If optimistic projections hold true, and this garment gains traction into our summer 2013 trend report, the implications would be immense. It would make Zabar’s the first kosher skate apparel company, possibly resulting in increased Jewish investment within skateboarding. Also, other New York-based grocers like Fairways, Gristedes, and even low-end outfits like C-Town and Associated would have no choice but to play catch-up in this largely untapped market.

26 Comments

  1. Will this also mean a switch in the predominant beverage of choice for New York skateboarders from 99 cent Arizona iced teas to Dr. Brown’s Cel-Ray soda?

  2. I will rep 83rd st. Gourmet Deli up the block for their Bacon egg and cheese forever (it is the best one in the city, not joking) but Zabar’s fresh squeezed OJ is on point. It is also somehow mad cheap so I’ve got to check the ingredients on that.

  3. I agree with Loxton and anyone else that mentioned anything about the Upper West Side. The Barney Greengrass shirt is a banger, but retails for $20. Zabar’s shirt costs $4.99

  4. Neuroeconomics at work is what this is.

    Ted Barrow = NYC transplant with good switch backside skills (ie, “Switch Backside Ted”) as your photo documents, and Mark Suciu = rad up-and-comer with inchoate ties to NYC, a la Ted Barrow. So there’s no coincidence. (Is that a switch backside 50-50 by chance?)

    No one owns NYC more than you do Snack, but it’s no real mystery why we see these sorts of things crop up in skate media as some kind of novelty kitsch that us New Yorkers or tranplants or whatever have come to expect; my Katz’s Deli ticket tee is one of my favorite non-collar-cotton-blend torso coverings after all.

    Like camo pants or sweats now, #phatstylze or #whitestylze, people want what you’re (or more exactly, the NYC skateworld’s) selling.

    Hoorary, hooray, hurrah, but just realize, that–I think anyway–more than any other skate mecca in history, whether it be DC, Philly or Huntington Beach, NYC is the easiest to penetrate, since all any would-be “Tompkins Locals” can “be down” as soon as they adhere to the trends you’re so diligently watching and reporting about.

    That is to say, originality in NYC is dead, and your site can be seen to be serving (pardon my passive/subjunctive explosion there) the “wannabe” masses as a sort of “Complex Magazine” for transplants and Connecticut rich kids alike.

    Yes, Ted Barrow also appeared in an Epicly Later’d with a Katz’s hat on, so don’t be surprised if Olson, Reider, or now Suciu, is wearing a shirt or hat from a legendary Jewish NYC delicatessen.

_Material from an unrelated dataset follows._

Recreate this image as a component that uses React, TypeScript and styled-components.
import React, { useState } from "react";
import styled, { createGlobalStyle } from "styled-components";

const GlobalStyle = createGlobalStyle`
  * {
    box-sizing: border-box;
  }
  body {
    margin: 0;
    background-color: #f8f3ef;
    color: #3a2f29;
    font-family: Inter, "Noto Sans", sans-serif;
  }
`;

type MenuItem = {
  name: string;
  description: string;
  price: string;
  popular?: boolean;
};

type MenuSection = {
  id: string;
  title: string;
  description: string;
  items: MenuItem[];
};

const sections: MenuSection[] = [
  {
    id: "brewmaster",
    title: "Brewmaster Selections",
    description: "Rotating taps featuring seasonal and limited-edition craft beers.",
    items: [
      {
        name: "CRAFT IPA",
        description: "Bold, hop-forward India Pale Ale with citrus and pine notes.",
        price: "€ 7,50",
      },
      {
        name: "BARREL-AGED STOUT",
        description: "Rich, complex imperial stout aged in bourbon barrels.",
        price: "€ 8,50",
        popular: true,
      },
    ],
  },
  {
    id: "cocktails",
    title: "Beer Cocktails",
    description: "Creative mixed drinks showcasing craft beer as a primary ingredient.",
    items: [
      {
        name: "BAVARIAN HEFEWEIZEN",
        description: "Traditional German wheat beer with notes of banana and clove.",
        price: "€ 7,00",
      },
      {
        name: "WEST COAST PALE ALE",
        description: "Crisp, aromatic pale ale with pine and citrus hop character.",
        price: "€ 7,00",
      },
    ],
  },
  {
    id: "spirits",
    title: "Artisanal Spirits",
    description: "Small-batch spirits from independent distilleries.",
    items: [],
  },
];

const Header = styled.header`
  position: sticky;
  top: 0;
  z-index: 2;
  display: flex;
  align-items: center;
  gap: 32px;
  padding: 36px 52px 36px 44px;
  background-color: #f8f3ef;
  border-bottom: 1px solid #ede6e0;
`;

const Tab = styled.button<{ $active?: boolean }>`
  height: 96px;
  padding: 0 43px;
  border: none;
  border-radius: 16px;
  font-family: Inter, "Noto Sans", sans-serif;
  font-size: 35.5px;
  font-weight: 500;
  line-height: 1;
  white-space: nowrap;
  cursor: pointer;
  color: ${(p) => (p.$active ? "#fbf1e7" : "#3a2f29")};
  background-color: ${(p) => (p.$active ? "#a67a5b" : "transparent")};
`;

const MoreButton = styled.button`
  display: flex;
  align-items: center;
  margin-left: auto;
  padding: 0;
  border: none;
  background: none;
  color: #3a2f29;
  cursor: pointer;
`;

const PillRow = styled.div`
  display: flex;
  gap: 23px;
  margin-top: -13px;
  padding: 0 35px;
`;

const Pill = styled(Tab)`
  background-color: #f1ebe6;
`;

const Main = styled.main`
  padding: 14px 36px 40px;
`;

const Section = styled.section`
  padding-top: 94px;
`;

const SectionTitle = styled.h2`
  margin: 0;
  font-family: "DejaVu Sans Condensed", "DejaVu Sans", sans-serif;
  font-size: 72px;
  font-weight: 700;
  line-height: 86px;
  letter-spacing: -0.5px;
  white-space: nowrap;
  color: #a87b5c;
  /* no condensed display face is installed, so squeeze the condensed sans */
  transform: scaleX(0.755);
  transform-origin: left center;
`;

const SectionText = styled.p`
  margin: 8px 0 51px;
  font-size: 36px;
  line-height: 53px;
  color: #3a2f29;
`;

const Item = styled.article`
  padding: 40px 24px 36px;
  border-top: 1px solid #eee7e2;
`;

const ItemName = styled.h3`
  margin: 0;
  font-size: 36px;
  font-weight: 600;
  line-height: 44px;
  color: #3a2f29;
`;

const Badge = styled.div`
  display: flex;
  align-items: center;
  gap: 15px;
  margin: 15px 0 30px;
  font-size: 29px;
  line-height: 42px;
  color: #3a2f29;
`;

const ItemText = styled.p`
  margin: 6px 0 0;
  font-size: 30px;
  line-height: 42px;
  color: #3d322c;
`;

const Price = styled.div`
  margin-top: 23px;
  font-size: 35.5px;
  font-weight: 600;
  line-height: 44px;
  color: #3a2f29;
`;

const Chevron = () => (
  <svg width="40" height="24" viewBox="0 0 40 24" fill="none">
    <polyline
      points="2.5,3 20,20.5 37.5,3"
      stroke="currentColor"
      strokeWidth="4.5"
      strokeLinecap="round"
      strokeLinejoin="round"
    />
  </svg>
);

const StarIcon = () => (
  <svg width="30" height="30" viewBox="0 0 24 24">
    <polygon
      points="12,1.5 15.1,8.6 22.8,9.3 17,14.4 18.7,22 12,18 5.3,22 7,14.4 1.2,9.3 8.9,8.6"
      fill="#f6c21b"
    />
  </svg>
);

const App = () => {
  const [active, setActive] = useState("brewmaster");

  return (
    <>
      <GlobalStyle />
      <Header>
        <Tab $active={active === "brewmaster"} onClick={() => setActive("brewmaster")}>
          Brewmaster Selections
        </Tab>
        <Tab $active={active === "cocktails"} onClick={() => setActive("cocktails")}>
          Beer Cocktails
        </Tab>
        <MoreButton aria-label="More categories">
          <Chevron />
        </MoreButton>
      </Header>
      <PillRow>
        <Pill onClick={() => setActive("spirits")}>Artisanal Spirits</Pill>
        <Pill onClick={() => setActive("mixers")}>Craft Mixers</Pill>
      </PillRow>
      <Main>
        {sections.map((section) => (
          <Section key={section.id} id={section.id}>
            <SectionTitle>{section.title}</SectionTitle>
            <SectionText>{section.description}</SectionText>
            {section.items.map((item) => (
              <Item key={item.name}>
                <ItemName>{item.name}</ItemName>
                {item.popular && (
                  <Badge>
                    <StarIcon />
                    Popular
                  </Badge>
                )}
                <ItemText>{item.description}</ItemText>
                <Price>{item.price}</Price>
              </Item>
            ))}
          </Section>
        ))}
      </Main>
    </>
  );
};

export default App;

    Keep up the great work!

  5. Shit, Ted is skating non-switch in the photo, so fuck the rhetoric of the first couple paragraphs; the overarching point still stands though.

    Adieu.

  6. Lucretius, although informed, I don’t think your point is entirely accurate. Any “would be local” is not down based on following new york trends, try as they might. Wether it be quartersnacks, flipmode, green diamond, dobbin, or whatever click you subscribe to (mind you all of us are friends) the connection, and being “down” is entirely based on like minded people that all skate and came up liking the same shit. I’m a bit older than most of these guys, and certainly out of the loop for the most part. But I didn’t come to new york and “get down” with whomever because of my dunks at the time. Its all just skateboarding, and making friends with people who make you laugh and are fun to be around. This scene is not as hateful or stand-offish as people usually make it out to be. And as Snack said wisely in an older post about Tompkins etiquette, we (would be locals) are not unapproachable by any means, just cuz they don’t say hi as soon as you roll into Tompkins or whatever spot. But hey, thats like, your opinion man.

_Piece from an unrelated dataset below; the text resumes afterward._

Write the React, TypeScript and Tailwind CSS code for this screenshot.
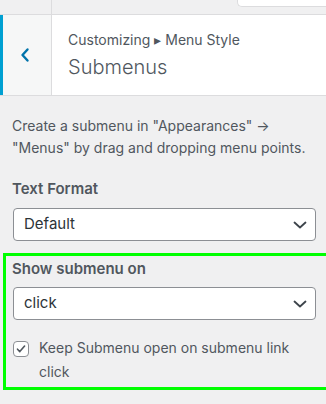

  7. insider secret: the newstand on the NW corner of 79th and broadway is a loosie spot….

  8. Bosco, your comment proves why my point is completely accurate.

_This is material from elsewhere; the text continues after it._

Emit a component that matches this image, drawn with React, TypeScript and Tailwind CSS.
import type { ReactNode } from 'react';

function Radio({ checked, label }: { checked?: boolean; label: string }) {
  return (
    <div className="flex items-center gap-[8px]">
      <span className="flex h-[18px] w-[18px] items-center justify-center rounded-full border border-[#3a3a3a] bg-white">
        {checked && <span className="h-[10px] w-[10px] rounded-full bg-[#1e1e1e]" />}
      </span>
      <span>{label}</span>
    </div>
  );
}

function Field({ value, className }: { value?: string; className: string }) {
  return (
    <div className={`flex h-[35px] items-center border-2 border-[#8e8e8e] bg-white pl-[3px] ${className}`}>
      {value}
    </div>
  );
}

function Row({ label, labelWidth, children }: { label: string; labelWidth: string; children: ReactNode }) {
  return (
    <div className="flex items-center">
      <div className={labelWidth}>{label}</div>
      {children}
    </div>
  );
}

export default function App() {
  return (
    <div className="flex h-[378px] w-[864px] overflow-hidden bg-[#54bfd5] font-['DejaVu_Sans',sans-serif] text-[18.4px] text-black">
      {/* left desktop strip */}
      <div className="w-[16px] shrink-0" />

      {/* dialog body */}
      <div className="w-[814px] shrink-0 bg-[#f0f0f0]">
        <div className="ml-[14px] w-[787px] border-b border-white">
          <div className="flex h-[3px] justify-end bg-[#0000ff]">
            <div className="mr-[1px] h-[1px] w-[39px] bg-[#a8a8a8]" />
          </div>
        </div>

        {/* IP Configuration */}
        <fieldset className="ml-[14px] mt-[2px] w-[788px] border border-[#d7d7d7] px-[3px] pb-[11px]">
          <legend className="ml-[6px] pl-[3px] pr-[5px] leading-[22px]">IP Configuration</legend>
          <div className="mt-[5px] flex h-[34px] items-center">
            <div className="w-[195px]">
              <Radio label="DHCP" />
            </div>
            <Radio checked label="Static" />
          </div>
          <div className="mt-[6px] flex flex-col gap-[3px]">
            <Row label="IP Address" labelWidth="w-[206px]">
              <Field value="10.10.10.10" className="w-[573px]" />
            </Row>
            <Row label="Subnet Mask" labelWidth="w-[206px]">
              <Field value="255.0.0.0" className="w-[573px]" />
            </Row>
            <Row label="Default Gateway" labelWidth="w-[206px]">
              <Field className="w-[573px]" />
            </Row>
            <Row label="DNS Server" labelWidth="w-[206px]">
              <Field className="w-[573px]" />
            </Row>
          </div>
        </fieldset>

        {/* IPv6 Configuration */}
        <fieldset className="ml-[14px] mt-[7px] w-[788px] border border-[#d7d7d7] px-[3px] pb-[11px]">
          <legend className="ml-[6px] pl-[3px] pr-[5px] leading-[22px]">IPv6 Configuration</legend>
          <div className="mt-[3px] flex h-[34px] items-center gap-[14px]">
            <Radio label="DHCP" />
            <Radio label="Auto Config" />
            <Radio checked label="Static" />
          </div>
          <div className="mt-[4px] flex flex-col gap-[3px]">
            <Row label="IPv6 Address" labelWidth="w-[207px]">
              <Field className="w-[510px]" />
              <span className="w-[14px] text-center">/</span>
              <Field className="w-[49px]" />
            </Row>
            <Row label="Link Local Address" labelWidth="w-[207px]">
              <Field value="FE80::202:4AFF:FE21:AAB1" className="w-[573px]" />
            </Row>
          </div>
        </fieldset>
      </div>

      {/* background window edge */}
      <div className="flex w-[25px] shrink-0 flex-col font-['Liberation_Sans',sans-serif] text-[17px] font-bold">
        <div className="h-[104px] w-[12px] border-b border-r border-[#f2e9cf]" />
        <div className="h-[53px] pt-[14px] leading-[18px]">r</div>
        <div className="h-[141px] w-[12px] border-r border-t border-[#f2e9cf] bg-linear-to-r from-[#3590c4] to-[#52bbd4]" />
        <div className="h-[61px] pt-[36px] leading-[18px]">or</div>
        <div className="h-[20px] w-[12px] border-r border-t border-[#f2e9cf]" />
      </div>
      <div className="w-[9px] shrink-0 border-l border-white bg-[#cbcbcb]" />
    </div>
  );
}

    My point has nothing to do with what it means to be down per se, it has to do with how the nyc “scene” seems to have become completely homogenized, since it’s all “just skateboarding” as you say.

    Either way, that Quartersnacks could be considered a lifestyle magazine and resource for denizens and poseurs alike to follow trends like sneaker freaks do on Hypebeast or in Complex is just and observation. One that doesn’t seem arguable; it’s just fucking true.

    No one gives a fuck if you say hi to them at Tompkins, and your arrogance is sort of off-putting, since you sound like a self-proclaimed taste maker of NYC skateboarding.

    It seems pretty clear that the dude writing this shit is just joking around with how the trends flow through the scene locally, and in skateboarding more generally. And so was I.

    So, “although informed” you missed my accurate point entirely.

  9. Lucretius you are an idiot and we should totally go on a date. You’re paying bitch.